- [DIRECTION]:
Set the data down again, exactly as it reads, but without the pictures.

_____

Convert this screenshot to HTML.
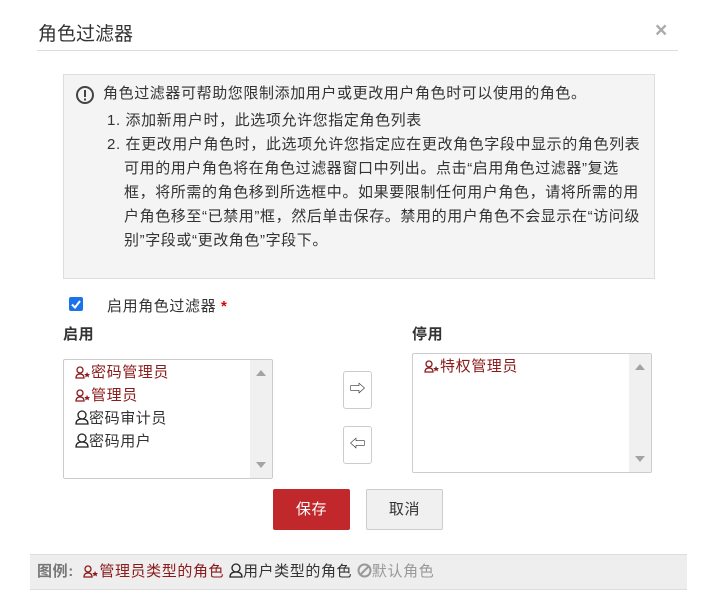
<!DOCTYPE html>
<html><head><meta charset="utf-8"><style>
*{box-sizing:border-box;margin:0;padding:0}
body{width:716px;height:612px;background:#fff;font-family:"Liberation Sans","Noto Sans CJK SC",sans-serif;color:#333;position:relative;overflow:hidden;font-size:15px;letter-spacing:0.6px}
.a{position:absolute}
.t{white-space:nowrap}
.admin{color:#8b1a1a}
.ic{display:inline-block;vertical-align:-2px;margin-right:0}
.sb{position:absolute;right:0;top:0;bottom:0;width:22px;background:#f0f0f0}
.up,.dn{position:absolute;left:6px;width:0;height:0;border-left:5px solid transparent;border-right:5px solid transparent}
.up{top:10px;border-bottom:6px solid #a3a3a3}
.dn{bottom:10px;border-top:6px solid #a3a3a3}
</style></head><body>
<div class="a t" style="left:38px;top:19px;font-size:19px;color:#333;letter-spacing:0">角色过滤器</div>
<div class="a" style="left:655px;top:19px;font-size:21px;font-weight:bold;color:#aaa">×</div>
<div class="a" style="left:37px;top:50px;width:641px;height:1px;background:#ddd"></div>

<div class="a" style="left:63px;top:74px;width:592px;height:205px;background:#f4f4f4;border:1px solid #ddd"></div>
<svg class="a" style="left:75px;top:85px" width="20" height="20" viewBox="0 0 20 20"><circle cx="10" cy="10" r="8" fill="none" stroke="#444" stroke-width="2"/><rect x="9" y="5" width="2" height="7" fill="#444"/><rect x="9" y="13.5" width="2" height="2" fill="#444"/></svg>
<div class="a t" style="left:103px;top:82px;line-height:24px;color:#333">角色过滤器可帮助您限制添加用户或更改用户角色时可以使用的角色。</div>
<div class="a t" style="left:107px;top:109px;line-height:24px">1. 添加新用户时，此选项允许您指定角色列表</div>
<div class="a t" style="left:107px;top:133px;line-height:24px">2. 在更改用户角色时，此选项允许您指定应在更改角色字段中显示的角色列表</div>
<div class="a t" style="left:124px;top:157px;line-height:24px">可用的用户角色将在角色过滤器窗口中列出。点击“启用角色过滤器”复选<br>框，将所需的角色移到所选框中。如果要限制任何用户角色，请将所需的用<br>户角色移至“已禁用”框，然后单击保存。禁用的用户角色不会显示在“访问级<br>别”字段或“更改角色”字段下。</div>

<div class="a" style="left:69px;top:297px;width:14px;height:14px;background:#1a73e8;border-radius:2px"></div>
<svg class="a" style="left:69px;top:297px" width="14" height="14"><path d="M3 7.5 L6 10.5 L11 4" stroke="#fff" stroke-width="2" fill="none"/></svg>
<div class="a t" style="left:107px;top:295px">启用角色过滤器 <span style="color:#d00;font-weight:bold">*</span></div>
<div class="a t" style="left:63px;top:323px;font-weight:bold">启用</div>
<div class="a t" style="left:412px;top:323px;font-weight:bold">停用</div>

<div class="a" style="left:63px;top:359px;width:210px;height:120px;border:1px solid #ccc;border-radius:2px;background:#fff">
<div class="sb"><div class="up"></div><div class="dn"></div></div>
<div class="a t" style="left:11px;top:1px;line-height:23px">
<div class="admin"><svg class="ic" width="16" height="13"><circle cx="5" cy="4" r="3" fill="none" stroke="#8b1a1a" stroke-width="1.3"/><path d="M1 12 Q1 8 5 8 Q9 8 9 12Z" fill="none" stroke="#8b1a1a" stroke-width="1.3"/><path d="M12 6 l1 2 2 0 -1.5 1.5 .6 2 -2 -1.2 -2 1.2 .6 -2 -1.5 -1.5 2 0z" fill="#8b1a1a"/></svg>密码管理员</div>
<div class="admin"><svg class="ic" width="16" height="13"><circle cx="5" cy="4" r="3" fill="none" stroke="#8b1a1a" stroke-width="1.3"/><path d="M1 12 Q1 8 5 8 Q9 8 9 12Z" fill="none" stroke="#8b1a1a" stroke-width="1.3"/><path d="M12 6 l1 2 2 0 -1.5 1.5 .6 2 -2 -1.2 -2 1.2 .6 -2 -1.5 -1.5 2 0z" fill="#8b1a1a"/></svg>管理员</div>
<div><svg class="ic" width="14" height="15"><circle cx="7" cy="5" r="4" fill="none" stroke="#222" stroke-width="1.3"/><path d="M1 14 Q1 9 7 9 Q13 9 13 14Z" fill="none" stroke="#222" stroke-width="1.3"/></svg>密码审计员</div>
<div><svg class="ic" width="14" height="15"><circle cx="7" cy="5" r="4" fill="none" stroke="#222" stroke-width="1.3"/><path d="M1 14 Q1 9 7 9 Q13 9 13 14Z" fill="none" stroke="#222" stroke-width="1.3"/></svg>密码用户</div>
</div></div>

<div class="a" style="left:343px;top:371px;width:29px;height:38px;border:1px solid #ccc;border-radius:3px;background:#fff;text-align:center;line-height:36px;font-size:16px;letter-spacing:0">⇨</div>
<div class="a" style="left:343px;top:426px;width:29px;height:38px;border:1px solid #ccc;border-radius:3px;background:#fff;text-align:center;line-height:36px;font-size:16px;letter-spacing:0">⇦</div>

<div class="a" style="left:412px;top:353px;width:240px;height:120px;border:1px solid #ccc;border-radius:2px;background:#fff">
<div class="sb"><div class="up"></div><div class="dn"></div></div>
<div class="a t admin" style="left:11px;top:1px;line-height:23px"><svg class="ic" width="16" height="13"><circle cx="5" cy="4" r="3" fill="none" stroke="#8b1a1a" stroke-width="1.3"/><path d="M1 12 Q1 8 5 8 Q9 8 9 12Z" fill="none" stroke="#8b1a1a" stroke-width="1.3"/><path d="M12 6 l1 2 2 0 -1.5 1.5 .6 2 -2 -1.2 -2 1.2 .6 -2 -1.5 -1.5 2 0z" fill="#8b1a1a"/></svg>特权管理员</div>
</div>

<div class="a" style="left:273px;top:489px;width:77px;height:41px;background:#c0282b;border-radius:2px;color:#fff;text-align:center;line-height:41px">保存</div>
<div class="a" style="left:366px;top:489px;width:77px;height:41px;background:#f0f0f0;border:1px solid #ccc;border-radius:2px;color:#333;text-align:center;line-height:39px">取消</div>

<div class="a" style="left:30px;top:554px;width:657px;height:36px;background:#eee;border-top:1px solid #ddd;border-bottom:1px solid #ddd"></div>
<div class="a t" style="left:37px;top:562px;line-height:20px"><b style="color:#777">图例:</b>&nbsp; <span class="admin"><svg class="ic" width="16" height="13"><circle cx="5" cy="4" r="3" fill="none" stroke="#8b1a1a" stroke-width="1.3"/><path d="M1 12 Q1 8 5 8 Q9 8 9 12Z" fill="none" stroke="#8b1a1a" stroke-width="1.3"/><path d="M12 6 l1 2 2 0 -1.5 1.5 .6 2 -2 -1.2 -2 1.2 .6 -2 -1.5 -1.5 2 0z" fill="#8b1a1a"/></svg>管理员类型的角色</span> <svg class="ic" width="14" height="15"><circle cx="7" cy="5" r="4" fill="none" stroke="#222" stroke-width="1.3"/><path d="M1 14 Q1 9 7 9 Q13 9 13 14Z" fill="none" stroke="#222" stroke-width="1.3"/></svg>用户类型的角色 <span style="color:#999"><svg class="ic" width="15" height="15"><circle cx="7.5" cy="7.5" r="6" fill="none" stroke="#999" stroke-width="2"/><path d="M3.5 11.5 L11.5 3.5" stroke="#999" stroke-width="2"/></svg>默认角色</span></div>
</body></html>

_____

- [THE REPLY]:
Convert this screenshot to HTML.
<!DOCTYPE html>
<html><head><meta charset="utf-8"><style>
*{box-sizing:border-box;margin:0;padding:0}
body{width:716px;height:612px;background:#fff;font-family:"Liberation Sans","Noto Sans CJK SC",sans-serif;color:#333;position:relative;overflow:hidden;font-size:15px;letter-spacing:0.6px}
.a{position:absolute}
.t{white-space:nowrap}
.admin{color:#8b1a1a}
.ic{display:inline-block;vertical-align:-2px;margin-right:0}
.sb{position:absolute;right:0;top:0;bottom:0;width:22px;background:#f0f0f0}
.up,.dn{position:absolute;left:6px;width:0;height:0;border-left:5px solid transparent;border-right:5px solid transparent}
.up{top:10px;border-bottom:6px solid #a3a3a3}
.dn{bottom:10px;border-top:6px solid #a3a3a3}
</style></head><body>
<div class="a t" style="left:38px;top:19px;font-size:19px;color:#333;letter-spacing:0">角色过滤器</div>
<div class="a" style="left:655px;top:19px;font-size:21px;font-weight:bold;color:#aaa">×</div>
<div class="a" style="left:37px;top:50px;width:641px;height:1px;background:#ddd"></div>

<div class="a" style="left:63px;top:74px;width:592px;height:205px;background:#f4f4f4;border:1px solid #ddd"></div>
<svg class="a" style="left:75px;top:85px" width="20" height="20" viewBox="0 0 20 20"><circle cx="10" cy="10" r="8" fill="none" stroke="#444" stroke-width="2"/><rect x="9" y="5" width="2" height="7" fill="#444"/><rect x="9" y="13.5" width="2" height="2" fill="#444"/></svg>
<div class="a t" style="left:103px;top:82px;line-height:24px;color:#333">角色过滤器可帮助您限制添加用户或更改用户角色时可以使用的角色。</div>
<div class="a t" style="left:107px;top:109px;line-height:24px">1. 添加新用户时，此选项允许您指定角色列表</div>
<div class="a t" style="left:107px;top:133px;line-height:24px">2. 在更改用户角色时，此选项允许您指定应在更改角色字段中显示的角色列表</div>
<div class="a t" style="left:124px;top:157px;line-height:24px">可用的用户角色将在角色过滤器窗口中列出。点击“启用角色过滤器”复选<br>框，将所需的角色移到所选框中。如果要限制任何用户角色，请将所需的用<br>户角色移至“已禁用”框，然后单击保存。禁用的用户角色不会显示在“访问级<br>别”字段或“更改角色”字段下。</div>

<div class="a" style="left:69px;top:297px;width:14px;height:14px;background:#1a73e8;border-radius:2px"></div>
<svg class="a" style="left:69px;top:297px" width="14" height="14"><path d="M3 7.5 L6 10.5 L11 4" stroke="#fff" stroke-width="2" fill="none"/></svg>
<div class="a t" style="left:107px;top:295px">启用角色过滤器 <span style="color:#d00;font-weight:bold">*</span></div>
<div class="a t" style="left:63px;top:323px;font-weight:bold">启用</div>
<div class="a t" style="left:412px;top:323px;font-weight:bold">停用</div>

<div class="a" style="left:63px;top:359px;width:210px;height:120px;border:1px solid #ccc;border-radius:2px;background:#fff">
<div class="sb"><div class="up"></div><div class="dn"></div></div>
<div class="a t" style="left:11px;top:1px;line-height:23px">
<div class="admin"><svg class="ic" width="16" height="13"><circle cx="5" cy="4" r="3" fill="none" stroke="#8b1a1a" stroke-width="1.3"/><path d="M1 12 Q1 8 5 8 Q9 8 9 12Z" fill="none" stroke="#8b1a1a" stroke-width="1.3"/><path d="M12 6 l1 2 2 0 -1.5 1.5 .6 2 -2 -1.2 -2 1.2 .6 -2 -1.5 -1.5 2 0z" fill="#8b1a1a"/></svg>密码管理员</div>
<div class="admin"><svg class="ic" width="16" height="13"><circle cx="5" cy="4" r="3" fill="none" stroke="#8b1a1a" stroke-width="1.3"/><path d="M1 12 Q1 8 5 8 Q9 8 9 12Z" fill="none" stroke="#8b1a1a" stroke-width="1.3"/><path d="M12 6 l1 2 2 0 -1.5 1.5 .6 2 -2 -1.2 -2 1.2 .6 -2 -1.5 -1.5 2 0z" fill="#8b1a1a"/></svg>管理员</div>
<div><svg class="ic" width="14" height="15"><circle cx="7" cy="5" r="4" fill="none" stroke="#222" stroke-width="1.3"/><path d="M1 14 Q1 9 7 9 Q13 9 13 14Z" fill="none" stroke="#222" stroke-width="1.3"/></svg>密码审计员</div>
<div><svg class="ic" width="14" height="15"><circle cx="7" cy="5" r="4" fill="none" stroke="#222" stroke-width="1.3"/><path d="M1 14 Q1 9 7 9 Q13 9 13 14Z" fill="none" stroke="#222" stroke-width="1.3"/></svg>密码用户</div>
</div></div>

<div class="a" style="left:343px;top:371px;width:29px;height:38px;border:1px solid #ccc;border-radius:3px;background:#fff;text-align:center;line-height:36px;font-size:16px;letter-spacing:0">⇨</div>
<div class="a" style="left:343px;top:426px;width:29px;height:38px;border:1px solid #ccc;border-radius:3px;background:#fff;text-align:center;line-height:36px;font-size:16px;letter-spacing:0">⇦</div>

<div class="a" style="left:412px;top:353px;width:240px;height:120px;border:1px solid #ccc;border-radius:2px;background:#fff">
<div class="sb"><div class="up"></div><div class="dn"></div></div>
<div class="a t admin" style="left:11px;top:1px;line-height:23px"><svg class="ic" width="16" height="13"><circle cx="5" cy="4" r="3" fill="none" stroke="#8b1a1a" stroke-width="1.3"/><path d="M1 12 Q1 8 5 8 Q9 8 9 12Z" fill="none" stroke="#8b1a1a" stroke-width="1.3"/><path d="M12 6 l1 2 2 0 -1.5 1.5 .6 2 -2 -1.2 -2 1.2 .6 -2 -1.5 -1.5 2 0z" fill="#8b1a1a"/></svg>特权管理员</div>
</div>

<div class="a" style="left:273px;top:489px;width:77px;height:41px;background:#c0282b;border-radius:2px;color:#fff;text-align:center;line-height:41px">保存</div>
<div class="a" style="left:366px;top:489px;width:77px;height:41px;background:#f0f0f0;border:1px solid #ccc;border-radius:2px;color:#333;text-align:center;line-height:39px">取消</div>

<div class="a" style="left:30px;top:554px;width:657px;height:36px;background:#eee;border-top:1px solid #ddd;border-bottom:1px solid #ddd"></div>
<div class="a t" style="left:37px;top:562px;line-height:20px"><b style="color:#777">图例:</b>&nbsp; <span class="admin"><svg class="ic" width="16" height="13"><circle cx="5" cy="4" r="3" fill="none" stroke="#8b1a1a" stroke-width="1.3"/><path d="M1 12 Q1 8 5 8 Q9 8 9 12Z" fill="none" stroke="#8b1a1a" stroke-width="1.3"/><path d="M12 6 l1 2 2 0 -1.5 1.5 .6 2 -2 -1.2 -2 1.2 .6 -2 -1.5 -1.5 2 0z" fill="#8b1a1a"/></svg>管理员类型的角色</span> <svg class="ic" width="14" height="15"><circle cx="7" cy="5" r="4" fill="none" stroke="#222" stroke-width="1.3"/><path d="M1 14 Q1 9 7 9 Q13 9 13 14Z" fill="none" stroke="#222" stroke-width="1.3"/></svg>用户类型的角色 <span style="color:#999"><svg class="ic" width="15" height="15"><circle cx="7.5" cy="7.5" r="6" fill="none" stroke="#999" stroke-width="2"/><path d="M3.5 11.5 L11.5 3.5" stroke="#999" stroke-width="2"/></svg>默认角色</span></div>
</body></html>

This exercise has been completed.